→ Supplied material
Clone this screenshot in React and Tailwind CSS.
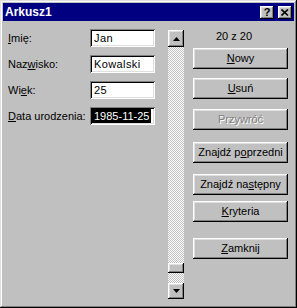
import React from 'react';

const raised =
  'shadow-[inset_-1px_-1px_#000,inset_1px_1px_#fff,inset_-2px_-2px_#808080,inset_2px_2px_#dfdfdf]';
const sunken =
  'shadow-[inset_1px_1px_#808080,inset_-1px_-1px_#fff,inset_2px_2px_#000,inset_-2px_-2px_#dfdfdf]';

function Field({ label, value, selected }) {
  return (
    <div className="flex items-center h-[18px] mb-[8px]">
      <div className="w-[82px] text-[11px] text-black">{label}</div>
      <div className={`w-[65px] h-[18px] bg-white flex items-center pl-[2px] ${sunken}`}>
        {selected ? (
          <span className="bg-black text-white text-[11px] leading-[14px] px-[2px]">
            {value}
          </span>
        ) : (
          <span className="text-black text-[11px] tracking-[0.4px] pl-[2px]">{value}</span>
        )}
      </div>
    </div>
  );
}

function Btn({ children, disabled, className = '' }) {
  return (
    <div
      className={`w-[95px] h-[21px] flex items-center justify-center text-[11px] ${raised} ${
        disabled ? 'text-[#808080] [text-shadow:1px_1px_0_#fff]' : 'text-black'
      } ${className}`}
    >
      {children}
    </div>
  );
}

function Arrow({ down }) {
  return (
    <svg width="7" height="4" viewBox="0 0 7 4">
      {down ? (
        <polygon points="0,0 7,0 3.5,4" fill="#000" />
      ) : (
        <polygon points="3.5,0 7,4 0,4" fill="#000" />
      )}
    </svg>
  );
}

export default function App() {
  return (
    <div
      className="w-[297px] h-[308px] bg-[#c0c0c0] p-[3px] flex flex-col select-none shadow-[inset_-1px_-1px_#000,inset_1px_1px_#dfdfdf,inset_-2px_-2px_#808080,inset_2px_2px_#fff]"
      style={{ fontFamily: '"Liberation Sans", Arial, sans-serif' }}
    >
      {/* Title bar */}
      <div className="h-[18px] bg-[#000080] flex items-center pl-[2px] pr-[2px]">
        <span className="text-white font-bold text-[12px] flex-1">Arkusz1</span>
        <div className={`w-[14px] h-[13px] bg-[#c0c0c0] flex items-center justify-center text-[11px] font-bold leading-none ${raised}`}>
          ?
        </div>
        <div className={`w-[14px] h-[13px] bg-[#c0c0c0] ml-[4px] flex items-center justify-center ${raised}`}>
          <svg width="8" height="7" viewBox="0 0 8 7">
            <path d="M0.5 0.5 L7 6.5 M7 0.5 L0.5 6.5" stroke="#000" strokeWidth="1.6" />
          </svg>
        </div>
      </div>

      <div className="flex flex-1">
        {/* Fields */}
        <div className="w-[165px] pl-[5px] pt-[8px]">
          <Field label={<><u>I</u>mię:</>} value="Jan" />
          <Field label={<>Naz<u>w</u>isko:</>} value="Kowalski" />
          <Field label={<>Wi<u>e</u>k:</>} value="25" />
          <Field label={<><u>D</u>ata urodzenia:</>} value="1985-11-25" selected />
        </div>

        {/* Scrollbar */}
        <div className="w-[16px] mt-[9px] h-[269px] flex flex-col">
          <div className={`h-[17px] bg-[#c0c0c0] flex items-center justify-center ${raised}`}>
            <Arrow />
          </div>
          <div className="flex-1 flex flex-col justify-end pb-[10px] bg-[repeating-conic-gradient(#c0c0c0_0_25%,#ffffff_0_50%)] bg-[length:2px_2px]">
            <div className={`h-[10px] bg-[#c0c0c0] ${raised}`} />
          </div>
          <div className={`h-[16px] bg-[#c0c0c0] flex items-center justify-center ${raised}`}>
            <Arrow down />
          </div>
        </div>

        {/* Buttons */}
        <div className="ml-[9px] w-[95px] pt-[9px] flex flex-col">
          <div className="h-[13px] pl-[23px] text-[11px] leading-[13px] text-black">20 z 20</div>
          <Btn className="mt-[5px]"><span><u>N</u>owy</span></Btn>
          <Btn className="mt-[9px]"><span><u>U</u>suń</span></Btn>
          <Btn className="mt-[10px]" disabled>Przywróć</Btn>
          <Btn className="mt-[12px]"><span>Znajdź p<u>o</u>przedni</span></Btn>
          <Btn className="mt-[11px]"><span>Znajdź na<u>s</u>tępny</span></Btn>
          <Btn className="mt-[6px]"><span><u>K</u>ryteria</span></Btn>
          <Btn className="mt-[16px]"><span><u>Z</u>amknij</span></Btn>
        </div>
      </div>
    </div>
  );
}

→ What you have to do
Output all of the data exactly as it stands, minus any images.

→ Task solution
Clone this screenshot in React and Tailwind CSS.
import React from 'react';

const raised =
  'shadow-[inset_-1px_-1px_#000,inset_1px_1px_#fff,inset_-2px_-2px_#808080,inset_2px_2px_#dfdfdf]';
const sunken =
  'shadow-[inset_1px_1px_#808080,inset_-1px_-1px_#fff,inset_2px_2px_#000,inset_-2px_-2px_#dfdfdf]';

function Field({ label, value, selected }) {
  return (
    <div className="flex items-center h-[18px] mb-[8px]">
      <div className="w-[82px] text-[11px] text-black">{label}</div>
      <div className={`w-[65px] h-[18px] bg-white flex items-center pl-[2px] ${sunken}`}>
        {selected ? (
          <span className="bg-black text-white text-[11px] leading-[14px] px-[2px]">
            {value}
          </span>
        ) : (
          <span className="text-black text-[11px] tracking-[0.4px] pl-[2px]">{value}</span>
        )}
      </div>
    </div>
  );
}

function Btn({ children, disabled, className = '' }) {
  return (
    <div
      className={`w-[95px] h-[21px] flex items-center justify-center text-[11px] ${raised} ${
        disabled ? 'text-[#808080] [text-shadow:1px_1px_0_#fff]' : 'text-black'
      } ${className}`}
    >
      {children}
    </div>
  );
}

function Arrow({ down }) {
  return (
    <svg width="7" height="4" viewBox="0 0 7 4">
      {down ? (
        <polygon points="0,0 7,0 3.5,4" fill="#000" />
      ) : (
        <polygon points="3.5,0 7,4 0,4" fill="#000" />
      )}
    </svg>
  );
}

export default function App() {
  return (
    <div
      className="w-[297px] h-[308px] bg-[#c0c0c0] p-[3px] flex flex-col select-none shadow-[inset_-1px_-1px_#000,inset_1px_1px_#dfdfdf,inset_-2px_-2px_#808080,inset_2px_2px_#fff]"
      style={{ fontFamily: '"Liberation Sans", Arial, sans-serif' }}
    >
      {/* Title bar */}
      <div className="h-[18px] bg-[#000080] flex items-center pl-[2px] pr-[2px]">
        <span className="text-white font-bold text-[12px] flex-1">Arkusz1</span>
        <div className={`w-[14px] h-[13px] bg-[#c0c0c0] flex items-center justify-center text-[11px] font-bold leading-none ${raised}`}>
          ?
        </div>
        <div className={`w-[14px] h-[13px] bg-[#c0c0c0] ml-[4px] flex items-center justify-center ${raised}`}>
          <svg width="8" height="7" viewBox="0 0 8 7">
            <path d="M0.5 0.5 L7 6.5 M7 0.5 L0.5 6.5" stroke="#000" strokeWidth="1.6" />
          </svg>
        </div>
      </div>

      <div className="flex flex-1">
        {/* Fields */}
        <div className="w-[165px] pl-[5px] pt-[8px]">
          <Field label={<><u>I</u>mię:</>} value="Jan" />
          <Field label={<>Naz<u>w</u>isko:</>} value="Kowalski" />
          <Field label={<>Wi<u>e</u>k:</>} value="25" />
          <Field label={<><u>D</u>ata urodzenia:</>} value="1985-11-25" selected />
        </div>

        {/* Scrollbar */}
        <div className="w-[16px] mt-[9px] h-[269px] flex flex-col">
          <div className={`h-[17px] bg-[#c0c0c0] flex items-center justify-center ${raised}`}>
            <Arrow />
          </div>
          <div className="flex-1 flex flex-col justify-end pb-[10px] bg-[repeating-conic-gradient(#c0c0c0_0_25%,#ffffff_0_50%)] bg-[length:2px_2px]">
            <div className={`h-[10px] bg-[#c0c0c0] ${raised}`} />
          </div>
          <div className={`h-[16px] bg-[#c0c0c0] flex items-center justify-center ${raised}`}>
            <Arrow down />
          </div>
        </div>

        {/* Buttons */}
        <div className="ml-[9px] w-[95px] pt-[9px] flex flex-col">
          <div className="h-[13px] pl-[23px] text-[11px] leading-[13px] text-black">20 z 20</div>
          <Btn className="mt-[5px]"><span><u>N</u>owy</span></Btn>
          <Btn className="mt-[9px]"><span><u>U</u>suń</span></Btn>
          <Btn className="mt-[10px]" disabled>Przywróć</Btn>
          <Btn className="mt-[12px]"><span>Znajdź p<u>o</u>przedni</span></Btn>
          <Btn className="mt-[11px]"><span>Znajdź na<u>s</u>tępny</span></Btn>
          <Btn className="mt-[6px]"><span><u>K</u>ryteria</span></Btn>
          <Btn className="mt-[16px]"><span><u>Z</u>amknij</span></Btn>
        </div>
      </div>
    </div>
  );
}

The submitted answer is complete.